The recording concerns a part of the deliberative process that was held in public. I now understand that no other recordings of the hearing concerned were permitted. Otherwise, however, I have no reason to disagree with the Investigator’s other observations as set out above, particularly given that no submission has been received from ABP.
In particular, I am not aware of, nor has ABP referred me to, any legal prohibition on publishing the recording at issue while the deliberative processes to which it relates are ongoing. Furthermore, ABP has not explained how, in all of the circumstances, disclosure of the recording would be contrary to the public interest and/or injurious to the impartiality of its deliberations and it is not apparent to me how such outcomes would arise.
I see no reason to consider that disclosure of the recording at this point in time would be contrary to the public interest. I find that the second requirement of section 29(1), as set out at section 29(1)(b) of the FOI Act, has not been met in this case. I find that ABP is not justified in withholding the record under section 29(1) of the FOI Act.
ABP has made no claim that any other provisions of the FOI Act apply.
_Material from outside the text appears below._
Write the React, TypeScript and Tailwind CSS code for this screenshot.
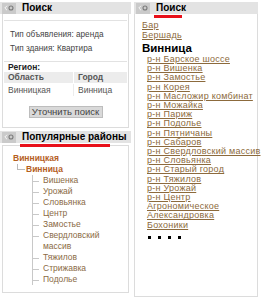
import React from "react";

const districts = [
  "р-н Барское шоссе",
  "р-н Вишенка",
  "р-н Замостье",
  "р-н Корея",
  "р-н Масложир комбинат",
  "р-н Можайка",
  "р-н Париж",
  "р-н Подолье",
  "р-н Пятничаны",
  "р-н Сабаров",
  "р-н Свердловский массив",
  "р-н Словьянка",
  "р-н Старый город",
  "р-н Тяжилов",
  "р-н Урожай",
  "р-н Центр",
  "Агрономическое",
  "Александровка",
  "Бохоники",
];

const popular = ["Вишенка", "Урожай", "Словьянка", "Центр", "Замостье", "Свердловский массив", "Тяжилов", "Стрижавка", "Подолье"];

function HeaderIcon() {
  return (
    <div className="flex h-[11px] w-[14px] items-center justify-center bg-[#cacaca]">
      <svg width="10" height="6" viewBox="0 0 10 6">
        <path d="M3 0.8 L0.8 3 L3 5.2" fill="none" stroke="#f4f4f4" strokeWidth="1" />
        <circle cx="7" cy="3" r="2" fill="none" stroke="#7a7a7a" strokeWidth="1.1" />
      </svg>
    </div>
  );
}

function Header({ title, mark }: { title: string; mark: string }) {
  return (
    <div className="relative flex h-[12px] items-center bg-[#e3e3e3] pl-[2px]">
      <HeaderIcon />
      <span className="ml-[6px] text-[10px] font-bold leading-none text-black">{title}</span>
      <div className={`absolute top-[13px] h-[3px] bg-[#e8101a] ${mark}`} />
    </div>
  );
}

export default function App() {
  return (
    <div
      className="flex h-[299px] w-[262px] overflow-hidden bg-white pt-[2px]"
      style={{ fontFamily: '"Liberation Sans", Arial, sans-serif' }}
    >
      <div className="flex w-[131px] flex-col">
        <Header title="Поиск" mark="left-[22px] w-0" />
        <div className="mx-[2px] flex h-[114px] flex-col border border-t-0 border-[#dcdcdc] px-[1px] pt-[6px]">
          <div className="border-t border-[#e2e2e2] px-[6px] pt-[7px] text-[8.2px] leading-[14px] text-[#444]">
            <div>Тип объявления: аренда</div>
            <div>Тип здания: Квартира</div>
          </div>
          <div className="mt-[5px] border-t border-[#e2e2e2] px-[4px] text-[8.5px] font-bold leading-[10px] text-[#222]">
            Регион:
          </div>
          <div className="text-[8.5px] text-[#555]">
            <div className="flex h-[11px] items-center bg-[#ececec]">
              <span className="w-[70px] border-r border-white pl-[4px] font-bold">Область</span>
              <span className="pl-[4px] font-bold">Город</span>
            </div>
            <div className="flex h-[14px] items-center">
              <span className="w-[70px] border-r border-[#ececec] pl-[4px]">Винницкая</span>
              <span className="pl-[4px]">Винница</span>
            </div>
          </div>
          <div className="mt-[9px] flex justify-center">
            <div className="flex h-[12px] w-[74px] items-center justify-center border border-[#bdbdbd] bg-[#d9d9d9] text-[9.5px] text-[#444]">
              Уточнить поиск
            </div>
          </div>
        </div>
        <div className="mt-[3px]">
          <Header title="Популярные районы" mark="left-[20px] w-[90px]" />
        </div>
        <div className="mx-[2px] mt-[2px] h-[148px] border border-[#dcdcdc] pl-[10px] pt-[7px] text-[8.5px] leading-[11px]">
          <div className="font-bold text-[#b5601f]">Винницкая</div>
          <div className="flex items-center">
            <div className="mb-[5px] ml-[4px] h-[6px] w-[8px] border-b border-l border-[#bbb]" />
            <span className="ml-[1px] font-bold text-[#b5601f]">Винница</span>
          </div>
          <div className="ml-[19px] border-l border-[#c8c8c8]">
            {popular.map((p) => (
              <div key={p} className="flex">
                <div className="mt-[6px] h-[1px] w-[6px] shrink-0 bg-[#c8c8c8]" />
                <span className="ml-[4px] w-[60px] text-[#8a6a45]">{p}</span>
              </div>
            ))}
          </div>
        </div>
      </div>
      <div className="ml-[3px] flex w-[124px] flex-col">
        <Header title="Поиск" mark="left-[20px] w-[28px]" />
        <div className="h-[283px] border border-t-0 border-[#dcdcdc] pl-[7px] pt-[6px] text-[9px] leading-[10px] tracking-[0.25px] text-[#8c6a3c]">
          <div className="underline">Бар</div>
          <div className="underline">Бершадь</div>
          <div className="mt-[2px] text-[11.5px] font-bold leading-[13px] tracking-normal text-black">Винница</div>
          <div className="pl-[5px] leading-[9.2px]">
            {districts.map((d) => (
              <div key={d} className="whitespace-nowrap underline">
                {d}
              </div>
            ))}
            <div className="mt-[6px] flex gap-[7px] pl-[1px]">
              <span className="h-[3px] w-[3px] bg-black" />
              <span className="h-[3px] w-[3px] bg-black" />
              <span className="h-[3px] w-[3px] bg-black" />
              <span className="h-[3px] w-[3px] bg-black" />
            </div>
          </div>
        </div>
      </div>
    </div>
  );
}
For avoidance of doubt, I see no basis to find that the recording is exempt under any of the exemptions intended to protect the interests of third parties i.e. sections 35 (confidential information), 36 (commercially sensitive) or 37 (personal information).
Having carried out a review under section 22(2) of the FOI Act, I hereby annul ABP’s refusal of the record and I direct it to grant access to the record concerned.
Section 24 of the FOI Act sets out detailed provisions for an appeal to the High Court by a party to a review, or any other person affected by the decision. In summary, such an appeal, normally on a point of law, must be initiated not later than four weeks after notice of the decision was given to the person bringing the appeal.